## Task description
Lines that include the word "screenshot" are the ones to copy.

## Given entries
▶

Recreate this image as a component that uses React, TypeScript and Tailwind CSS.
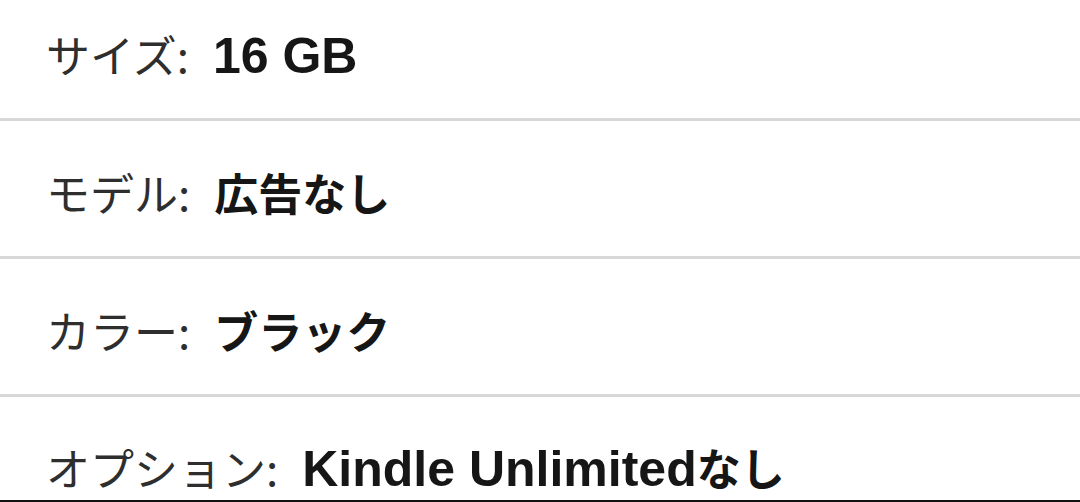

◀
▶

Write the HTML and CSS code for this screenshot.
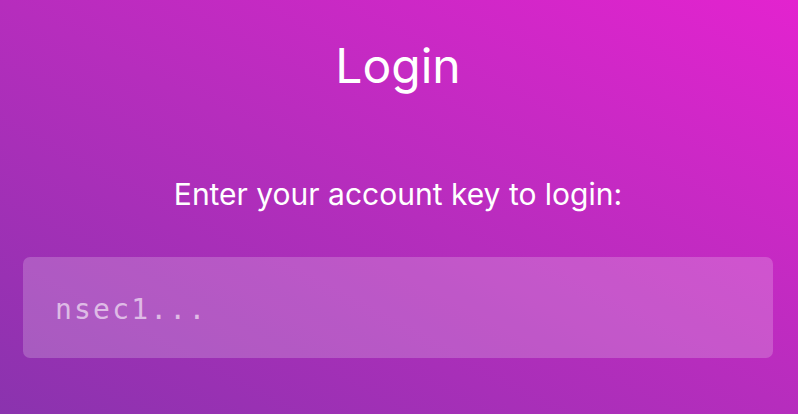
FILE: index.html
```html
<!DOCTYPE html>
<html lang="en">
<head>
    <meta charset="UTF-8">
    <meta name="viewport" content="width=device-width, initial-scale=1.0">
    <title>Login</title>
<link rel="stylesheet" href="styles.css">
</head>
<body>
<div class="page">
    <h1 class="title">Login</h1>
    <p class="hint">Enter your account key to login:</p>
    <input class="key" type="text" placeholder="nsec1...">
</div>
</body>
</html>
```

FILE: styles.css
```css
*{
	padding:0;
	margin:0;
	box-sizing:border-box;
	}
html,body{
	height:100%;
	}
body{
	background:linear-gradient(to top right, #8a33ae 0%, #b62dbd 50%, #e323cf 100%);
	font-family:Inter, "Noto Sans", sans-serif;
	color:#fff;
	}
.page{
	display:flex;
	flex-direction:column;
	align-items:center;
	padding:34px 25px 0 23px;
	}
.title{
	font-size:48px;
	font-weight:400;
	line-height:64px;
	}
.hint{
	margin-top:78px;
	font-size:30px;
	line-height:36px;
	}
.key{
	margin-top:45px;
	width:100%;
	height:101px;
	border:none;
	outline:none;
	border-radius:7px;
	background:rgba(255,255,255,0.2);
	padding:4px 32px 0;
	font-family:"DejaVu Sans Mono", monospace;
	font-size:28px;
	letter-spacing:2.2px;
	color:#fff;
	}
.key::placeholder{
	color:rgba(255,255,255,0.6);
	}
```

◀
▶

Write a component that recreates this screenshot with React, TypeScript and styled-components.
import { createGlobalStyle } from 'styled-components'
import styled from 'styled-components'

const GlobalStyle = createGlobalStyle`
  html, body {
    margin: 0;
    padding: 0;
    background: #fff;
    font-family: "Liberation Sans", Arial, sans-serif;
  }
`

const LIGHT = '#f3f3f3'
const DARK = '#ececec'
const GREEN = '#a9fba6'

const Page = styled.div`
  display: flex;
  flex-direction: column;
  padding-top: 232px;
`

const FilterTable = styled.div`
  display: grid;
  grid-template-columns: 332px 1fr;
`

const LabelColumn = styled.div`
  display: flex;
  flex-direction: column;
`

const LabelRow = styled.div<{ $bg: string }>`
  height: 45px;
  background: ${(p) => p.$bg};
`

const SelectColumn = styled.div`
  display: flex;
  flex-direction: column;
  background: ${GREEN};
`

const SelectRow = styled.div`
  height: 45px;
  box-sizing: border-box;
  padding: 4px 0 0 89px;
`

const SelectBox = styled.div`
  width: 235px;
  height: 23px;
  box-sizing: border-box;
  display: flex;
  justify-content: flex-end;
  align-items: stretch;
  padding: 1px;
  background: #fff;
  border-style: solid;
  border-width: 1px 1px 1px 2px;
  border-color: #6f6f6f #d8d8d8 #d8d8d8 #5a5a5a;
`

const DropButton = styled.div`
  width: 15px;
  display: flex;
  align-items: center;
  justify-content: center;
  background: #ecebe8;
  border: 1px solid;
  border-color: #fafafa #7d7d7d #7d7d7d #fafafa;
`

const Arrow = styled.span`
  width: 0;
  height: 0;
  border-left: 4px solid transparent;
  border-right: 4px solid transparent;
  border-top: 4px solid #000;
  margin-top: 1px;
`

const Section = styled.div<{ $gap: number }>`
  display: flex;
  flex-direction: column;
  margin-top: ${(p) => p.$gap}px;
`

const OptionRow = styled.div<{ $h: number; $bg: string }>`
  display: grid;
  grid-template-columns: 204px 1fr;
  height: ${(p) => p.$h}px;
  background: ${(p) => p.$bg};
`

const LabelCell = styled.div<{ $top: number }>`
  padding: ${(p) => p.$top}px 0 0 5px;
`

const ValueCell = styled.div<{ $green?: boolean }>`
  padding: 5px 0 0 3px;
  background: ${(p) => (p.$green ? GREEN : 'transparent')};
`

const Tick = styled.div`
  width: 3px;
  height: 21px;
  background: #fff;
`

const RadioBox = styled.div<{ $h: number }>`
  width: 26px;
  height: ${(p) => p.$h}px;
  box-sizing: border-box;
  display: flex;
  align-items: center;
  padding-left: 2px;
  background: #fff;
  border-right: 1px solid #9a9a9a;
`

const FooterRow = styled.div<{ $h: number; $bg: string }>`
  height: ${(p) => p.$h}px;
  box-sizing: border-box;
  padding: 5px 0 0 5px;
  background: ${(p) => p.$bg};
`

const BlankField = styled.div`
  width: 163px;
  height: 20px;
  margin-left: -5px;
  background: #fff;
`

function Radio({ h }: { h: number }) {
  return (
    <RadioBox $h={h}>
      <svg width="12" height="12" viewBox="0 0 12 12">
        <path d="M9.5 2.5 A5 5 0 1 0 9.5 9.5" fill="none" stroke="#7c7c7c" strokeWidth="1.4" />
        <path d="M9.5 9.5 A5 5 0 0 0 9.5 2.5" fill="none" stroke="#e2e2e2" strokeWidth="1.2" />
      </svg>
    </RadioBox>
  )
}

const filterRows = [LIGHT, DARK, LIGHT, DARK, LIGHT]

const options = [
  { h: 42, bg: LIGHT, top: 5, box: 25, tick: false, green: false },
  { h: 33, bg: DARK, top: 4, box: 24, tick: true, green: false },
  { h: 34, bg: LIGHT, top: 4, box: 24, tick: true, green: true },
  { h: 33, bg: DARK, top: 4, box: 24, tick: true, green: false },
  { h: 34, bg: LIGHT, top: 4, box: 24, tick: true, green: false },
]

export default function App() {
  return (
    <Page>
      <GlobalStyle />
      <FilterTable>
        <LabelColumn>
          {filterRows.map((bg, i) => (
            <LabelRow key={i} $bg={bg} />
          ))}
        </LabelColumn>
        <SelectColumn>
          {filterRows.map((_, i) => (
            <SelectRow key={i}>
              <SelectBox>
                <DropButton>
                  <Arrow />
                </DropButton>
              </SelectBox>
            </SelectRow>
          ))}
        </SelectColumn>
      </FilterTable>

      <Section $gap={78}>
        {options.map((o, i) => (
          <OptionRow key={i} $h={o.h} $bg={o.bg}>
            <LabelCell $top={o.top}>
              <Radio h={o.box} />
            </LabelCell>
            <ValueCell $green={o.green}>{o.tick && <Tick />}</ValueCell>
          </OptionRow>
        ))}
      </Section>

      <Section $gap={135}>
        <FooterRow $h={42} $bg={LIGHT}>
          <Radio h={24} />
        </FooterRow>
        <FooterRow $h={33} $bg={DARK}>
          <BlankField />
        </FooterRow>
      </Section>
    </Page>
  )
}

◀

## Expected answer
Write the HTML and CSS code for this screenshot.
Write a component that recreates this screenshot with React, TypeScript and styled-components.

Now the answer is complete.